Requirement -
Copy every line that mentions the word "styles".

--- START Rows ---

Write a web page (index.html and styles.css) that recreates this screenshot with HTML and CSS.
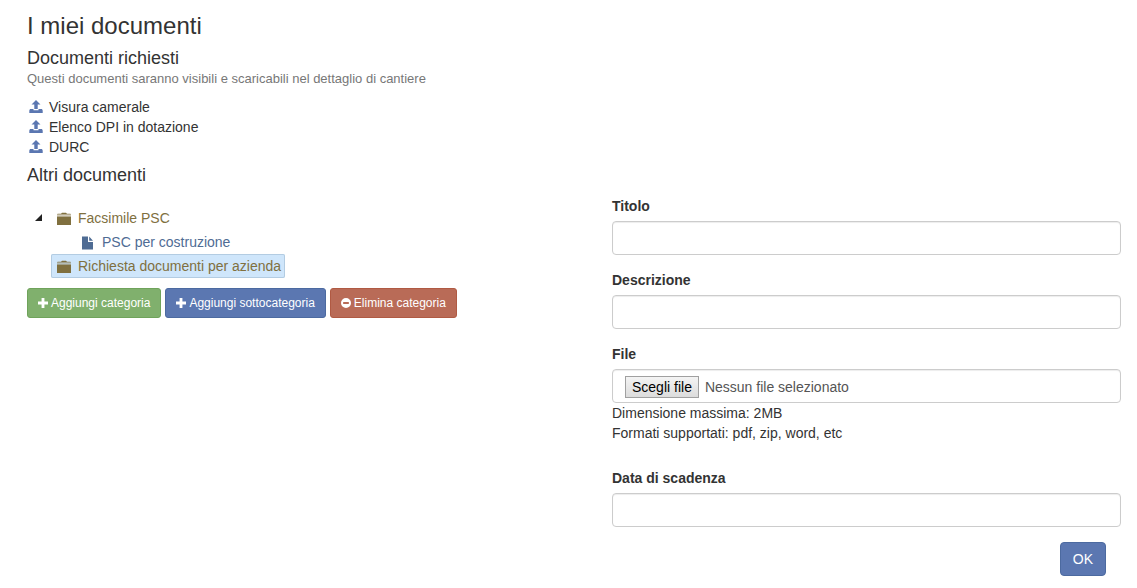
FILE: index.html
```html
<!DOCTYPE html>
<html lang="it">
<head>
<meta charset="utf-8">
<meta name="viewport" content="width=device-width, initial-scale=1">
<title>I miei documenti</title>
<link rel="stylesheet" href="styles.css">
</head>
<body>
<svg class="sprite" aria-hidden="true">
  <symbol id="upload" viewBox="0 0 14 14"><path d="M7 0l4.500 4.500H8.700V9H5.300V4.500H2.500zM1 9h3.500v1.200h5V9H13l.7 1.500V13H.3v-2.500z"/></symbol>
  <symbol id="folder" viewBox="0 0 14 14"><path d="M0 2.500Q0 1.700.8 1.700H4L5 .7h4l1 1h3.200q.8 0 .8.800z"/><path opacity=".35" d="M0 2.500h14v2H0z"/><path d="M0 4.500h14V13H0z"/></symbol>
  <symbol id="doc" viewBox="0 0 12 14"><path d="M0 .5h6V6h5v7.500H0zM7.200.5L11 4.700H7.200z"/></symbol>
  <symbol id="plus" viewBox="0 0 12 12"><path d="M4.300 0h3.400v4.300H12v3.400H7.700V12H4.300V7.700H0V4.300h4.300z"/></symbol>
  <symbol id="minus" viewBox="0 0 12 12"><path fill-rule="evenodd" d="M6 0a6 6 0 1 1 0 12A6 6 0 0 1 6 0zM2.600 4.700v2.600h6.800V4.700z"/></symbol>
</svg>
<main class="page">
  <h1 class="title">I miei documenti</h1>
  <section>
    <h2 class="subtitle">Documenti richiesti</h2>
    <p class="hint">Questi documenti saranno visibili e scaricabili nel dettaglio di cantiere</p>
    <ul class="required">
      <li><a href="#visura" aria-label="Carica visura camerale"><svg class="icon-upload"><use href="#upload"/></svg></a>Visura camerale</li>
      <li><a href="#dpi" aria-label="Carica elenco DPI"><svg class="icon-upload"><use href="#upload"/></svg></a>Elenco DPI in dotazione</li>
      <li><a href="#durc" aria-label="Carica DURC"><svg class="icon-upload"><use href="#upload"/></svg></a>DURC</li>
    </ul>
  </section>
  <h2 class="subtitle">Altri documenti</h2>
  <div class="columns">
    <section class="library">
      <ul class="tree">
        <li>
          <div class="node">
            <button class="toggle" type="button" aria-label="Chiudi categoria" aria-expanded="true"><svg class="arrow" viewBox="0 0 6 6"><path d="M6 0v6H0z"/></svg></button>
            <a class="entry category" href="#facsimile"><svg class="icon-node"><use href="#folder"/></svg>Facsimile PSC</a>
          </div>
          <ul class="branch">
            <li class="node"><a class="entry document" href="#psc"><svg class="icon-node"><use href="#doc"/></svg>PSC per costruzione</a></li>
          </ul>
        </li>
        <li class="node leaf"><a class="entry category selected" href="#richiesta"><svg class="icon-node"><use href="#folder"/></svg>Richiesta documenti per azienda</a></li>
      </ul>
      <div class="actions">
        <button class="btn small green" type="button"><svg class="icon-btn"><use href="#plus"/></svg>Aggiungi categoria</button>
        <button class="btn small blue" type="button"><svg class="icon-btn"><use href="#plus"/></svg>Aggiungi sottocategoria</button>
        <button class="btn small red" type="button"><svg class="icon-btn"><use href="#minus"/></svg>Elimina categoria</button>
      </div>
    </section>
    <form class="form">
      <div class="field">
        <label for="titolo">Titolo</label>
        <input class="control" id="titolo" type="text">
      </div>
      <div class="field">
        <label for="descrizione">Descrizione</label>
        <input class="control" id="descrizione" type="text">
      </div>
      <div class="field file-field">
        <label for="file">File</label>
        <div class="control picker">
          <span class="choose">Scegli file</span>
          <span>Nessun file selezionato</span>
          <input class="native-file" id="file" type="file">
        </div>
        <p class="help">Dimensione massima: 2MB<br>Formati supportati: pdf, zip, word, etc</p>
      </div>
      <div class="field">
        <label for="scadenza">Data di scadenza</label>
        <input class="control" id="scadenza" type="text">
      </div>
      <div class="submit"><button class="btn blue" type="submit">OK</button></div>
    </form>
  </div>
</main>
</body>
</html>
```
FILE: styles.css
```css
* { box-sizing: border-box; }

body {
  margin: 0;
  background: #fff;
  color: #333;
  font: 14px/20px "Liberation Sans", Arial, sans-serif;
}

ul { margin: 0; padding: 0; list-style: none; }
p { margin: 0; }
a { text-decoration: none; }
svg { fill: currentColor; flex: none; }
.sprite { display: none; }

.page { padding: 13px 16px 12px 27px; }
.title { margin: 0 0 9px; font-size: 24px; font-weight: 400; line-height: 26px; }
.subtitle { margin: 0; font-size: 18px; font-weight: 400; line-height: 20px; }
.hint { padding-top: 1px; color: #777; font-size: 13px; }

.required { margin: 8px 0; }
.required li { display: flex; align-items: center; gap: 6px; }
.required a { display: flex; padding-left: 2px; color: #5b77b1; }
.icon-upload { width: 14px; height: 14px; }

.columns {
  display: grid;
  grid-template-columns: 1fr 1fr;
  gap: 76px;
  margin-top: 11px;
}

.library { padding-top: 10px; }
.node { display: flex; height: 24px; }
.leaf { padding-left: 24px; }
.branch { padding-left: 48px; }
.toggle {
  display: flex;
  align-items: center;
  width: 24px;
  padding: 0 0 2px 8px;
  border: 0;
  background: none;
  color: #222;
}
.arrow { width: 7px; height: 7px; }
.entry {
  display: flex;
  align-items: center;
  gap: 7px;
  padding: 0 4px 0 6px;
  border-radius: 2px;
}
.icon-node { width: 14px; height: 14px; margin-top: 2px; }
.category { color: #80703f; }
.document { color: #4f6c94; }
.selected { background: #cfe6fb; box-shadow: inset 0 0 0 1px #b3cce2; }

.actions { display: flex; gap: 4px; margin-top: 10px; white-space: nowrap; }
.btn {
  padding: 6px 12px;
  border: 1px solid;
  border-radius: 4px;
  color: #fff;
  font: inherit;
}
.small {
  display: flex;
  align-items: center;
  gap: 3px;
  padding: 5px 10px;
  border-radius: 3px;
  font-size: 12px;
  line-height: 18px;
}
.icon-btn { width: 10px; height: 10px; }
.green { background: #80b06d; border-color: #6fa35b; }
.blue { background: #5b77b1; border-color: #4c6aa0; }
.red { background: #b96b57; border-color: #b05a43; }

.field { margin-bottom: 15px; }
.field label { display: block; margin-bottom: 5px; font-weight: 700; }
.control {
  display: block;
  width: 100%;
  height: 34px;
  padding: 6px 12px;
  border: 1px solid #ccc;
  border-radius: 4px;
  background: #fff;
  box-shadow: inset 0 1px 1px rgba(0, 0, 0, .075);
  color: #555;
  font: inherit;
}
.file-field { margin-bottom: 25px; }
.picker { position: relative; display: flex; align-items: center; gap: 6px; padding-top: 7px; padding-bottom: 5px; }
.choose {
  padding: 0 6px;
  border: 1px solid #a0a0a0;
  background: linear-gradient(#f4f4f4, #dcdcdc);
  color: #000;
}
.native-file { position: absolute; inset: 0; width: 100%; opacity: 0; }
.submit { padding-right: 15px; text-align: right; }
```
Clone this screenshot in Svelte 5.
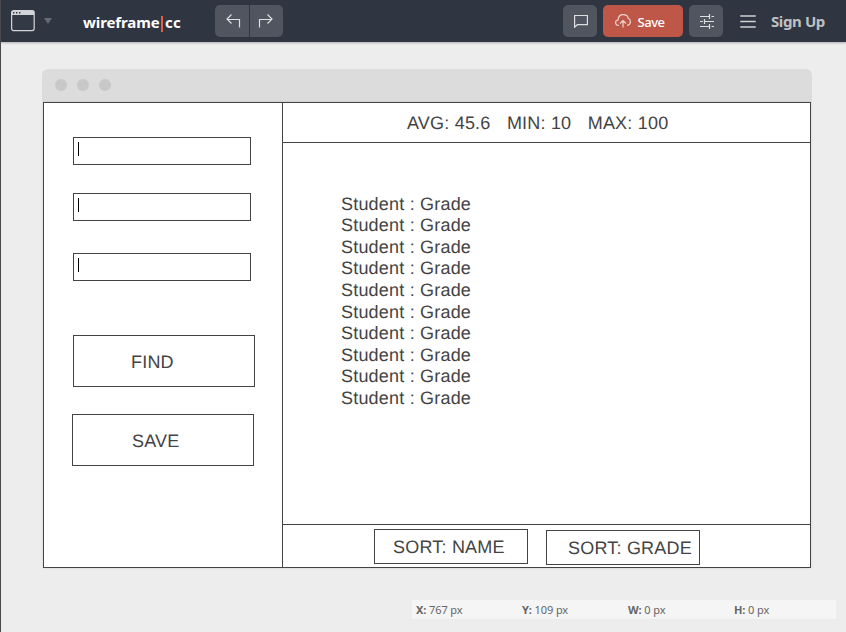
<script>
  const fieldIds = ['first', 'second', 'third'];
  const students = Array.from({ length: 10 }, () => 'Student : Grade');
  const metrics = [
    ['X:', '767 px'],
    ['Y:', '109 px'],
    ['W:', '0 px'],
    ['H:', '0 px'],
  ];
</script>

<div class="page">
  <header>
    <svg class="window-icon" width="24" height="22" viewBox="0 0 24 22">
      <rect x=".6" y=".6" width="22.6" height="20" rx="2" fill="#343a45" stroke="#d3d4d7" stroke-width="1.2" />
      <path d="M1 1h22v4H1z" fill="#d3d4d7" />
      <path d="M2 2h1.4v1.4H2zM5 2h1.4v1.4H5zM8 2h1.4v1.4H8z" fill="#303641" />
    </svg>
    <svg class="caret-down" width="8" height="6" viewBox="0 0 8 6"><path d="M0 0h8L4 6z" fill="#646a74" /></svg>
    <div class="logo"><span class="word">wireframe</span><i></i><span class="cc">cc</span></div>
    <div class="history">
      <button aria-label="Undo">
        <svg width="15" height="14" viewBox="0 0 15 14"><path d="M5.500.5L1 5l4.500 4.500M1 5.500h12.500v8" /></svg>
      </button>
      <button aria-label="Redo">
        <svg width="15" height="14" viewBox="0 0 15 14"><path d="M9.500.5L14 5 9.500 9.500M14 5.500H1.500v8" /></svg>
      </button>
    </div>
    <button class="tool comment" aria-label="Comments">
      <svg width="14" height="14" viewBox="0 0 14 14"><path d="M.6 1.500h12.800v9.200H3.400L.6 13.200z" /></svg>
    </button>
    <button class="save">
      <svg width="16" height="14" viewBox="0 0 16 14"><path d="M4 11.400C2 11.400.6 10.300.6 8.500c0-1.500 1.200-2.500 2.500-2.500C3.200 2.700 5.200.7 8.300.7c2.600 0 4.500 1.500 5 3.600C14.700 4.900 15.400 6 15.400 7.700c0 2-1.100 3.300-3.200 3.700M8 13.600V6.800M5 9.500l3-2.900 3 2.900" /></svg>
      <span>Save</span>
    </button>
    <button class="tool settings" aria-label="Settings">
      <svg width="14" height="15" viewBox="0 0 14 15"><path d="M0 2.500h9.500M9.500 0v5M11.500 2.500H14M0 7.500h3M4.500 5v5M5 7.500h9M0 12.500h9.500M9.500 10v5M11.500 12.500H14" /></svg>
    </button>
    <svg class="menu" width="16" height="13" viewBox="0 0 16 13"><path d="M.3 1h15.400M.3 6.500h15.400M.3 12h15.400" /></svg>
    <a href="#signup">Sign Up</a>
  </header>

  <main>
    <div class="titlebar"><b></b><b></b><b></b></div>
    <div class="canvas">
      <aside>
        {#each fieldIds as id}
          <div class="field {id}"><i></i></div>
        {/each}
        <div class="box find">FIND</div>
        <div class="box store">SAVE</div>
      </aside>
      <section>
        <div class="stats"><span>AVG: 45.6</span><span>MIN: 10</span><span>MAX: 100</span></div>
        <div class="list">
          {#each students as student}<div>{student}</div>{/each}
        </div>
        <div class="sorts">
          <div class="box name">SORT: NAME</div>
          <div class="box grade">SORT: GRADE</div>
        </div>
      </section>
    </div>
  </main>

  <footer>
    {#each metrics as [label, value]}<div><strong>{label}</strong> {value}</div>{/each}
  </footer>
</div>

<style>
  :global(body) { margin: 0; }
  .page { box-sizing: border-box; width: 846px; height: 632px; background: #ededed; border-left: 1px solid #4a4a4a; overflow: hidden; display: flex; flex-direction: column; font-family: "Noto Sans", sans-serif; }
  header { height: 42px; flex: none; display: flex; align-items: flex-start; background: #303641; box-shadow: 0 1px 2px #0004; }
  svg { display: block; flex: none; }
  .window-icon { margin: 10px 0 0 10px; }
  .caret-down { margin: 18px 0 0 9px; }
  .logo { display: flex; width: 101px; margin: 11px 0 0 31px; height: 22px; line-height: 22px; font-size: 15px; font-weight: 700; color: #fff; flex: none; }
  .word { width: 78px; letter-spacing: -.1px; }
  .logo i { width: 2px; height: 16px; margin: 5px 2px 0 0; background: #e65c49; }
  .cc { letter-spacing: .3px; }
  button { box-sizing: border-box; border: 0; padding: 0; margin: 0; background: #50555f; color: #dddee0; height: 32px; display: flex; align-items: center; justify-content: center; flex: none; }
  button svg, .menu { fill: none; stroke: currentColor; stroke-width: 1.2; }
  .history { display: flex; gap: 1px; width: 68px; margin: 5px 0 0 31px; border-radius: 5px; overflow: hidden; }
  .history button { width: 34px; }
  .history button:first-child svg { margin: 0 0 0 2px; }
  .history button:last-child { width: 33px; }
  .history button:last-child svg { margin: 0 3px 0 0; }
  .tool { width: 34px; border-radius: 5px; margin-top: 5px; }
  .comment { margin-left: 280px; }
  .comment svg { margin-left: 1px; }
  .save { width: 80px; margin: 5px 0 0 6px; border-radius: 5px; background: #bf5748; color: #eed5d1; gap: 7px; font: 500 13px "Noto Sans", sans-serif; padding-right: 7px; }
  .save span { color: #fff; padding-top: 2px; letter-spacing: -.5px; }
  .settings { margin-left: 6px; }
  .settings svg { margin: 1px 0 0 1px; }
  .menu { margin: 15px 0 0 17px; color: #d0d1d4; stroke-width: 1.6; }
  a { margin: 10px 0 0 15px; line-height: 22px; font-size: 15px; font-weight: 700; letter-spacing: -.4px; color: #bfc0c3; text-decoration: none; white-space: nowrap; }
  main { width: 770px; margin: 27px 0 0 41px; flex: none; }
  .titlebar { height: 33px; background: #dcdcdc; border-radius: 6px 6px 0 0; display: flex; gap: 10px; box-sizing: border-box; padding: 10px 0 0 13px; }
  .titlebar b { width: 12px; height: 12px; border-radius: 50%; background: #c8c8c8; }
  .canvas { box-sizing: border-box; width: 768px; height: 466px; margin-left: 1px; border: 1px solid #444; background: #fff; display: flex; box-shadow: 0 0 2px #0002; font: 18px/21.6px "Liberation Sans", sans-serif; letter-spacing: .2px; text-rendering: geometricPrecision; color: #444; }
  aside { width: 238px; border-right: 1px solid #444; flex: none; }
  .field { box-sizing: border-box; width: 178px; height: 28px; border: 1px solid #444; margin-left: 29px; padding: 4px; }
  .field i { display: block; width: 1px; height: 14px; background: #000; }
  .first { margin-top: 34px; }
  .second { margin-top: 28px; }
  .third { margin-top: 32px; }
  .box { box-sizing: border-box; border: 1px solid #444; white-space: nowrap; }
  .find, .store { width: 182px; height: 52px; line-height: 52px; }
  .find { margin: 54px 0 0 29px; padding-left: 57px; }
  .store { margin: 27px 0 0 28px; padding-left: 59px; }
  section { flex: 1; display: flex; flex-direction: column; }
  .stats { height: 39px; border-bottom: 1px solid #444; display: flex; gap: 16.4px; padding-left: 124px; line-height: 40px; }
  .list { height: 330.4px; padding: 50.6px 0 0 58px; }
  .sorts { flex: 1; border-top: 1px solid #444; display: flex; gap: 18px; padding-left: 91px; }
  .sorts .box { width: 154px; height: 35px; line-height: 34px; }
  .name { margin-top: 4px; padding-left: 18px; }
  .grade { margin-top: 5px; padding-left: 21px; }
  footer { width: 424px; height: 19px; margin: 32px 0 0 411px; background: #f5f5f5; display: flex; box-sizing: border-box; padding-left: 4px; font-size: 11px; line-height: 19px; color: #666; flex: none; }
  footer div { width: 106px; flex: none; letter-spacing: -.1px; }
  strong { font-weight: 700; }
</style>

--- END Rows ---

Solution for this exercise -
Write a web page (index.html and styles.css) that recreates this screenshot with HTML and CSS.
<link rel="stylesheet" href="styles.css">
FILE: styles.css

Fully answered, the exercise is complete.